Task brief ::
Copy out every line of the records where the string "TypeScript" occurs.

Material for this exercise ::

************

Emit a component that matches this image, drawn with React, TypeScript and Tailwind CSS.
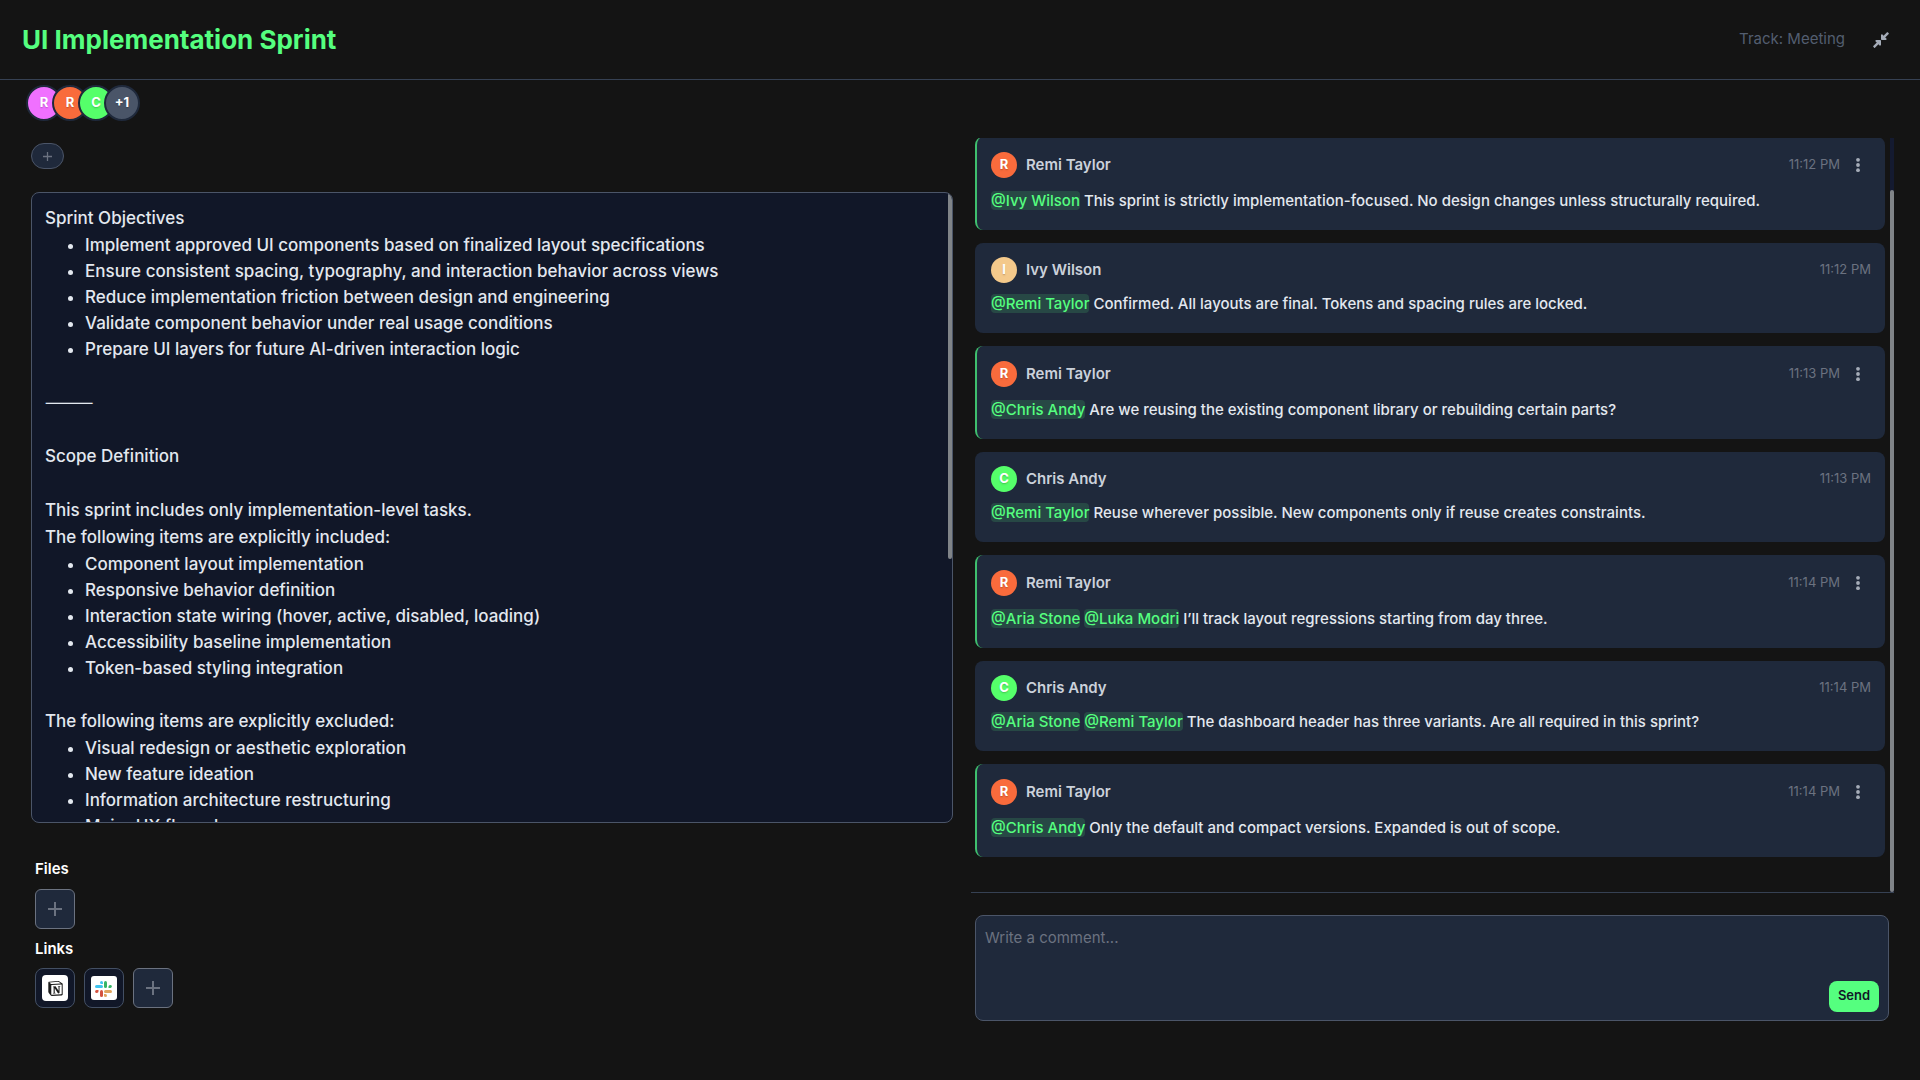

************

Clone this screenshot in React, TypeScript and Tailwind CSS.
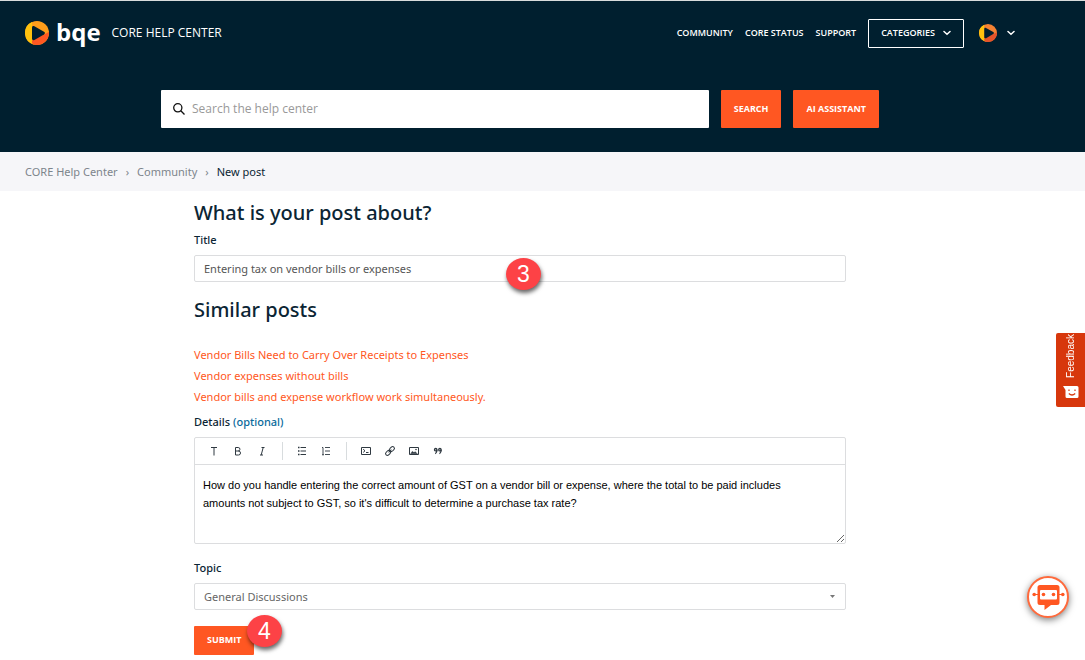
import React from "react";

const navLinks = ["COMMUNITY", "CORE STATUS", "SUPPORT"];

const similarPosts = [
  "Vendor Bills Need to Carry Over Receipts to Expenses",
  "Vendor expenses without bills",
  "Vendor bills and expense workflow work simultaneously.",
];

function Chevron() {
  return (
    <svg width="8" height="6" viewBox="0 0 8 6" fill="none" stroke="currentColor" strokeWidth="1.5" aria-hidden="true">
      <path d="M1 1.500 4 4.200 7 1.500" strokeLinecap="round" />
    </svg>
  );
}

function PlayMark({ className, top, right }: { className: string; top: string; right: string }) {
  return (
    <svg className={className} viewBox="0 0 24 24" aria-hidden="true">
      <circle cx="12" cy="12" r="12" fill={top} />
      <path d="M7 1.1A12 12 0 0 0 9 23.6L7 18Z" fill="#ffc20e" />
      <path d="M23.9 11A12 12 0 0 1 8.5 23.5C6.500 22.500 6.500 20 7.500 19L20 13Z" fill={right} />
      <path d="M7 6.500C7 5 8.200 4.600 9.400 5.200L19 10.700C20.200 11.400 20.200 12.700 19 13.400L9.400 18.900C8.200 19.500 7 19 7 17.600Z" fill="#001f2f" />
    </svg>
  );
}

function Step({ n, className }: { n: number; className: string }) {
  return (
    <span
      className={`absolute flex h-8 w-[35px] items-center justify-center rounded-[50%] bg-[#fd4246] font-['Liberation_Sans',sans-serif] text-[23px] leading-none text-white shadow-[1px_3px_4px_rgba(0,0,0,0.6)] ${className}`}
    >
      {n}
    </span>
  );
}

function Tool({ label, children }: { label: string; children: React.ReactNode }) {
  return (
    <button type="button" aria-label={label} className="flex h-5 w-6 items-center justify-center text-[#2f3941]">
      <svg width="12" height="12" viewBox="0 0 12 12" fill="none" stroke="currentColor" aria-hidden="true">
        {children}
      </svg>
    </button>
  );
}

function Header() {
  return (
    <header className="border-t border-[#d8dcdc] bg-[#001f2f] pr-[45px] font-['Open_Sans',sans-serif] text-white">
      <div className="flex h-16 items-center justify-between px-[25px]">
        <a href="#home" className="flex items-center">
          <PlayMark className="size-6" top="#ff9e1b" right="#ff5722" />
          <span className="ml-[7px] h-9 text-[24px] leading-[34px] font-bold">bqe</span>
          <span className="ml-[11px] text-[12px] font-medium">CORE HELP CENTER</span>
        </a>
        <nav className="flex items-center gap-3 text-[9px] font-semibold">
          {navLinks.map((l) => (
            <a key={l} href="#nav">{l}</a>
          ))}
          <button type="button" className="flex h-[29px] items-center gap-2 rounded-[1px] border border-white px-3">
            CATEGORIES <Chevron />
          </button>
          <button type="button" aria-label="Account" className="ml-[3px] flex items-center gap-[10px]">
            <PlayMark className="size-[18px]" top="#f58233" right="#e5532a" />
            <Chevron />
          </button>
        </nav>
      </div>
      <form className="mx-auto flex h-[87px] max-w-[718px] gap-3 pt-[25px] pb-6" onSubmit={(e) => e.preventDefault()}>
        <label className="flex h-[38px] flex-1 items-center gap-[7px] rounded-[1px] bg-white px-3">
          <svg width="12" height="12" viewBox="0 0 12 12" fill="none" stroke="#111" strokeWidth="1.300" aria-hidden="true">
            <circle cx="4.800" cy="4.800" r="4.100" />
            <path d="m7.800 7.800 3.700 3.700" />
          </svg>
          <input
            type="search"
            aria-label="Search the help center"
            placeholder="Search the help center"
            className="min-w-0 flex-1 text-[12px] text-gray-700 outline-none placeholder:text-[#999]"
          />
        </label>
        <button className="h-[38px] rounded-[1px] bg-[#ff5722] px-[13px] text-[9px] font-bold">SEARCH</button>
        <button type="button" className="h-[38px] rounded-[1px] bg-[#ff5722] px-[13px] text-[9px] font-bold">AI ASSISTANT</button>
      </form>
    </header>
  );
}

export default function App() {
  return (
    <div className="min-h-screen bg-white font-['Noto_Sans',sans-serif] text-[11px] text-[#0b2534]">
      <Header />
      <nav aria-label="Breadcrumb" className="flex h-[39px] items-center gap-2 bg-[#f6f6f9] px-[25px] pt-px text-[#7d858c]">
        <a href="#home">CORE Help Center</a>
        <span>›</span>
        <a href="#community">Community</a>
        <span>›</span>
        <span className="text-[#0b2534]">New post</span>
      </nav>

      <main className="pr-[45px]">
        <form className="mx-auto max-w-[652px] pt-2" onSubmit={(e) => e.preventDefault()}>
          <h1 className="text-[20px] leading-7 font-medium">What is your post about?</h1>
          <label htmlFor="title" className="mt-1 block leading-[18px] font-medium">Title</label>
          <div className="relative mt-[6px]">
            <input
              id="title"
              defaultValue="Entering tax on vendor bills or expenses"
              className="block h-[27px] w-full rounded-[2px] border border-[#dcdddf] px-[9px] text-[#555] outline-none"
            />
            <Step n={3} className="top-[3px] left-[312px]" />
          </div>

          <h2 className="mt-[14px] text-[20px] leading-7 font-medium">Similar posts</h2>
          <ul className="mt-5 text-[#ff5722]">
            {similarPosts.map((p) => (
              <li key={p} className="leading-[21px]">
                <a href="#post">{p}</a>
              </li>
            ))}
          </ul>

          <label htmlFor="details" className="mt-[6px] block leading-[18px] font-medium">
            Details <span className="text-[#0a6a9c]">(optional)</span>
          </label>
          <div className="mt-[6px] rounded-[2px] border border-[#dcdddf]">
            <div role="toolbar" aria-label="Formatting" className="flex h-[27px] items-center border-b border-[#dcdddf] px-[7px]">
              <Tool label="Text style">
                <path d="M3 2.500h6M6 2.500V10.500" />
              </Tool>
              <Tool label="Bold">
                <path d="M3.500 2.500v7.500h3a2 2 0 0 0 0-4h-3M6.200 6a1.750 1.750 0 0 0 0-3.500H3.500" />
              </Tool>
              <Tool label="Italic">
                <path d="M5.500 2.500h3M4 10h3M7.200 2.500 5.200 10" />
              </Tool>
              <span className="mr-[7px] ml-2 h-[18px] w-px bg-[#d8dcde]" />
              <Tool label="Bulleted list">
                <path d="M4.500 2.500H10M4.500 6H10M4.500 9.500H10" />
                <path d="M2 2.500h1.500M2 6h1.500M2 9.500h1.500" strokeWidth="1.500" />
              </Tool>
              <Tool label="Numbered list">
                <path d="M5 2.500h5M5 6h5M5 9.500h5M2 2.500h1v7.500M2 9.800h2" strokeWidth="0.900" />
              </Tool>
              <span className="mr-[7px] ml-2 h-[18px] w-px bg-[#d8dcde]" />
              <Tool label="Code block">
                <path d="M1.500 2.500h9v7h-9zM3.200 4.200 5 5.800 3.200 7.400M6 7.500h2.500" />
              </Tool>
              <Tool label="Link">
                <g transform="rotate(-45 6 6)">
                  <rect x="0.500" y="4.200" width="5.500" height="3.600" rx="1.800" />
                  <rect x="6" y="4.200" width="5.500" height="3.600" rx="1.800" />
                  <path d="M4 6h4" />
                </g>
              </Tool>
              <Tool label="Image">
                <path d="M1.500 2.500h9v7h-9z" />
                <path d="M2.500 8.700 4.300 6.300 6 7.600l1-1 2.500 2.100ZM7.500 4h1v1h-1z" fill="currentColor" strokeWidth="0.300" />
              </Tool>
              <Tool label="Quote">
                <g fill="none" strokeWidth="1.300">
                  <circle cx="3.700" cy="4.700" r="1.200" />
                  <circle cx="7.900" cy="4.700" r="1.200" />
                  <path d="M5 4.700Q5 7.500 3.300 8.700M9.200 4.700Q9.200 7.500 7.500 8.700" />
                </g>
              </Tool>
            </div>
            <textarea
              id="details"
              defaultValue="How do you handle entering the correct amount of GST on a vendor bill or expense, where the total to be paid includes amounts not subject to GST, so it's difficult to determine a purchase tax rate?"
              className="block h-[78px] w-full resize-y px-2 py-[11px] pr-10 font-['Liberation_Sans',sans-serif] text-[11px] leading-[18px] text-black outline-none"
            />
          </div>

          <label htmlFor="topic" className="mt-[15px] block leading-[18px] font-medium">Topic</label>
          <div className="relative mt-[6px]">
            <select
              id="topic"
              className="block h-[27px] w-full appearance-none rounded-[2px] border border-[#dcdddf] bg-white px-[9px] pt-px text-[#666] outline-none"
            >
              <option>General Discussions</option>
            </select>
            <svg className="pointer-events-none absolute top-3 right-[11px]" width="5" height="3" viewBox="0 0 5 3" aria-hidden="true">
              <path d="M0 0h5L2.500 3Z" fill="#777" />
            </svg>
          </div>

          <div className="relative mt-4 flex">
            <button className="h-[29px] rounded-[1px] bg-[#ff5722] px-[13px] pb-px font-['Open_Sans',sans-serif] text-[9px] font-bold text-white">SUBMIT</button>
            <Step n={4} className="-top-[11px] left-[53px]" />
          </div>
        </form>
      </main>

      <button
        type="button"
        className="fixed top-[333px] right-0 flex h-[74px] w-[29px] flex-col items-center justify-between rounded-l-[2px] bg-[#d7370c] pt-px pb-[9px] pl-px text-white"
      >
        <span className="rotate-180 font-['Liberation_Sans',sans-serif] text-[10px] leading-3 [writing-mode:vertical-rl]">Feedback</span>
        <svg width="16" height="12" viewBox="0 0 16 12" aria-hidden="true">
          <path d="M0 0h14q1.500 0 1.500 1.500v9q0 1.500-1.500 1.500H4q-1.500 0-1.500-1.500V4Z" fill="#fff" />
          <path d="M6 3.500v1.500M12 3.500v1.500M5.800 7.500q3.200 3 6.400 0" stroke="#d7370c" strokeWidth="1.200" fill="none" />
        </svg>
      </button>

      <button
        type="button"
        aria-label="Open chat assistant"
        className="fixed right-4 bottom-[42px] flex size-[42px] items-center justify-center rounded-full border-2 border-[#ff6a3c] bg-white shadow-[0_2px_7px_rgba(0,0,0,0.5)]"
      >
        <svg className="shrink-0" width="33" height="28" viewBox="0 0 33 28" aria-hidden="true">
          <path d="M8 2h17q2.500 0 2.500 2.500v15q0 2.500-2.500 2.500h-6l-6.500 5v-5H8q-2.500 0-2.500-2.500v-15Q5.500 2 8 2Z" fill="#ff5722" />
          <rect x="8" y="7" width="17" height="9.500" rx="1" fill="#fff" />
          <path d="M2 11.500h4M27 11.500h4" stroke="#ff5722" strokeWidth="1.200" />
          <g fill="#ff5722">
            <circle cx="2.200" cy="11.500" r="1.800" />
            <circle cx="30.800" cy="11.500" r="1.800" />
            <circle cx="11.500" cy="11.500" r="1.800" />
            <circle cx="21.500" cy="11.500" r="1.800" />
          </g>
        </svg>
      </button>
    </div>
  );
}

************

Final result ::
Emit a component that matches this image, drawn with React, TypeScript and Tailwind CSS.
Clone this screenshot in React, TypeScript and Tailwind CSS.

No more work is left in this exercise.